= 1979 Cardiff City Council election =

Local election in Cardiff, Wales

The 1979 Cardiff City Council election was held on Thursday 3 May 1979 to elect councillors to Cardiff District Council (later to become known as Cardiff City Council) in Cardiff, Wales. It took place on the same day as other council elections in the United Kingdom.

The previous Cardiff City Council elections took place in 1976 and the next full elections took place in 1983.

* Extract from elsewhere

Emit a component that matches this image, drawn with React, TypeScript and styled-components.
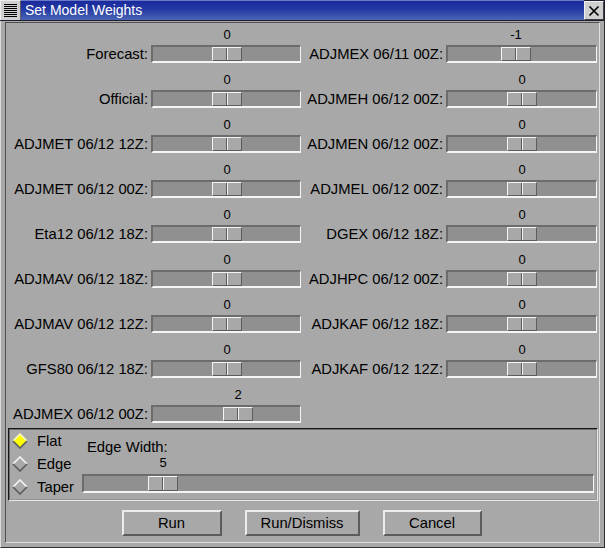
import { Fragment } from "react";
import styled, { createGlobalStyle } from "styled-components";

const GlobalStyle = createGlobalStyle`
  html, body {
    margin: 0;
    padding: 0;
    background: #a8a8a8;
  }
  * {
    box-sizing: border-box;
  }
`;

const Window = styled.div`
  width: 605px;
  height: 548px;
  display: flex;
  flex-direction: column;
  background: #a8a8a8;
  font-family: "Liberation Sans", Arial, sans-serif;
  color: #000;
  overflow: hidden;
`;

const TitleBar = styled.div`
  height: 21px;
  display: flex;
  align-items: stretch;
  background: #1e1e2e;
  padding-bottom: 1px;
`;

const MenuButton = styled.div`
  width: 21px;
  background: #cfcfcf;
  border-top: 1px solid #ececec;
  border-left: 1px solid #ececec;
  border-right: 1px solid #606060;
  display: flex;
  flex-direction: column;
  justify-content: center;
  gap: 1px;
  padding: 0 3px;
`;

const MenuLine = styled.div`
  height: 1px;
  background: #000;
`;

const TitleText = styled.div`
  flex: 1;
  background: linear-gradient(to bottom, #1a2a9c 0%, #243aa4 45%, #4a66b6 100%);
  border-top: 1px solid #6a7ac8;
  color: #fff;
  font-size: 14px;
  line-height: 19px;
  padding-left: 4px;
`;

const CloseButton = styled.div`
  width: 20px;
  background: #cfcfcf;
  border: 1px solid;
  border-color: #f0f0f0 #404040 #404040 #f0f0f0;
  margin: 1px 1px 0 0;
  display: flex;
  align-items: center;
  justify-content: center;
`;

const Frame = styled.div`
  flex: 1;
  display: flex;
  border-left: 1px solid #dcdcdc;
  border-right: 1px solid #303030;
  border-bottom: 1px solid #303030;
  padding: 1px 4px 4px 4px;
`;

const Inner = styled.div`
  flex: 1;
  display: flex;
  flex-direction: column;
  border: 1px solid;
  border-color: #505050 #e0e0e0 #e0e0e0 #505050;
  padding: 5px 0 0 2px;
`;

const WeightGrid = styled.div`
  display: grid;
  grid-template-columns: 143px 150px 145px 151px;
  row-gap: 10px;
  align-items: end;
`;

const RowLabel = styled.div`
  height: 18px;
  line-height: 18px;
  font-size: 14.8px;
  text-align: right;
  padding-right: 3px;
  white-space: nowrap;
`;

const SliderCell = styled.div`
  display: flex;
  flex-direction: column;
`;

const ValueText = styled.div`
  width: 30px;
  height: 14px;
  line-height: 13px;
  margin-bottom: 3px;
  font-size: 13px;
  text-align: center;
`;

const Trough = styled.div<{ $h: number }>`
  height: ${(p) => p.$h}px;
  display: flex;
  align-items: stretch;
  background: #909090;
  border-style: solid;
  border-width: 2px 1px 2px 2px;
  border-color: #6c6c6c #f4f4f4 #f4f4f4 #6c6c6c;
`;

const Thumb = styled.div`
  width: 30px;
  display: flex;
  background: #a8a8a8;
  border: 1px solid;
  border-color: #f4f4f4 #5c5c5c #5c5c5c #f4f4f4;
`;

const ThumbHalf = styled.div<{ $left?: boolean }>`
  flex: 1;
  border-right: ${(p) => (p.$left ? "1px solid #5c5c5c" : "none")};
  border-left: ${(p) => (p.$left ? "none" : "1px solid #f0f0f0")};
`;

const Panel = styled.div`
  margin: 5px 0 0 0;
  width: 590px;
  height: 73px;
  display: flex;
  border-width: 2px;
  border-style: groove;
  border-color: #6c6c6c #e8e8e8 #e8e8e8 #6c6c6c;
`;

const RadioColumn = styled.div`
  width: 72px;
  display: flex;
  flex-direction: column;
  justify-content: center;
  padding-left: 2px;
  padding-bottom: 1px;
`;

const RadioItem = styled.div`
  height: 24px;
  display: flex;
  align-items: center;
  gap: 9px;
  font-size: 14.8px;
`;

const EdgeBlock = styled.div`
  flex: 1;
  display: flex;
  flex-direction: column;
  padding: 9px 2px 0 0;
`;

const EdgeLabel = styled.div`
  height: 16px;
  line-height: 16px;
  font-size: 14.8px;
  padding-left: 5px;
`;

const EdgeValue = styled(ValueText)`
  height: 16px;
  line-height: 16px;
  margin-bottom: 3px;
`;

const ButtonRow = styled.div`
  display: flex;
  justify-content: center;
  gap: 23px;
  margin-top: 9px;
  padding-right: 4px;
`;

const Button = styled.button<{ $w: number }>`
  width: ${(p) => p.$w}px;
  height: 26px;
  padding: 0;
  background: #a8a8a8;
  border: 2px solid;
  border-color: #ececec #5c5c5c #5c5c5c #ececec;
  font-family: "Liberation Sans", Arial, sans-serif;
  font-size: 14.8px;
  color: #000;
`;

type SliderProps = {
  value: number;
  min: number;
  max: number;
  width: number;
  height: number;
  Value: typeof ValueText;
};

function Slider({ value, min, max, width, height, Value }: SliderProps) {
  const inner = width - 3;
  const travel = inner - 30;
  const offset = Math.round(((value - min) / (max - min)) * travel);
  return (
    <SliderCell style={{ width }}>
      <Value style={{ marginLeft: offset + 2 }}>{value}</Value>
      <Trough $h={height}>
        <Thumb style={{ marginLeft: offset }}>
          <ThumbHalf $left />
          <ThumbHalf />
        </Thumb>
      </Trough>
    </SliderCell>
  );
}

function Diamond({ on }: { on: boolean }) {
  return (
    <svg width="16" height="16" viewBox="0 0 16 16">
      <polygon points="8,1 15,8 8,15 1,8" fill={on ? "#ffff00" : "#a8a8a8"} />
      <polyline points="1,8 8,1 15,8" fill="none" stroke={on ? "#f8f8c0" : "#f4f4f4"} strokeWidth="1.6" />
      <polyline points="1,8 8,15 15,8" fill="none" stroke="#5c5c5c" strokeWidth="1.6" />
    </svg>
  );
}

const weights: [string, number][] = [
  ["Forecast:", 0],
  ["ADJMEX 06/11 00Z:", -1],
  ["Official:", 0],
  ["ADJMEH 06/12 00Z:", 0],
  ["ADJMET 06/12 12Z:", 0],
  ["ADJMEN 06/12 00Z:", 0],
  ["ADJMET 06/12 00Z:", 0],
  ["ADJMEL 06/12 00Z:", 0],
  ["Eta12 06/12 18Z:", 0],
  ["DGEX 06/12 18Z:", 0],
  ["ADJMAV 06/12 18Z:", 0],
  ["ADJHPC 06/12 00Z:", 0],
  ["ADJMAV 06/12 12Z:", 0],
  ["ADJKAF 06/12 18Z:", 0],
  ["GFS80 06/12 18Z:", 0],
  ["ADJKAF 06/12 12Z:", 0],
  ["ADJMEX 06/12 00Z:", 2],
];

const modes = ["Flat", "Edge", "Taper"];

export default function App() {
  return (
    <>
      <GlobalStyle />
      <Window>
        <TitleBar>
          <MenuButton>
            {Array.from({ length: 7 }).map((_, i) => (
              <MenuLine key={i} />
            ))}
          </MenuButton>
          <TitleText>Set Model Weights</TitleText>
          <CloseButton>
            <svg width="12" height="12" viewBox="0 0 12 12">
              <path d="M1.5 1.5 L10.5 10.5 M10.5 1.5 L1.5 10.5" stroke="#000" strokeWidth="1.6" />
            </svg>
          </CloseButton>
        </TitleBar>
        <Frame>
          <Inner>
            <WeightGrid>
              {weights.map(([name, v], i) => (
                <Fragment key={name + i}>
                  <RowLabel>{name}</RowLabel>
                  <Slider
                    value={v}
                    min={-10}
                    max={10}
                    width={i % 2 === 0 ? 150 : 151}
                    height={18}
                    Value={ValueText}
                  />
                </Fragment>
              ))}
            </WeightGrid>
            <Panel>
              <RadioColumn>
                {modes.map((m, i) => (
                  <RadioItem key={m}>
                    <Diamond on={i === 0} />
                    {m}
                  </RadioItem>
                ))}
              </RadioColumn>
              <EdgeBlock>
                <EdgeLabel>Edge Width:</EdgeLabel>
                <Slider value={5} min={1} max={31} width={512} height={19} Value={EdgeValue} />
              </EdgeBlock>
            </Panel>
            <ButtonRow>
              <Button $w={100}>Run</Button>
              <Button $w={115}>Run/Dismiss</Button>
              <Button $w={99}>Cancel</Button>
            </ButtonRow>
          </Inner>
        </Frame>
      </Window>
    </>
  );
}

The 1979 election saw the Conservative Party lose their majority to the Labour Party.

==Background==
199 Candidates from 5 parties ran. 1 Independent also ran in the Riverside ward who was formerly of the Ratepayers Association. Despite being an incumbent Councillor he lost.

The Conservative Party ran a full slate of candidates. The Labour Party ran 69 candidates, Plaid Cymru ran 33 candidates and the Liberal Party ran 19 candidates.

==Results==
Contests took place in all except two of the wards at this election.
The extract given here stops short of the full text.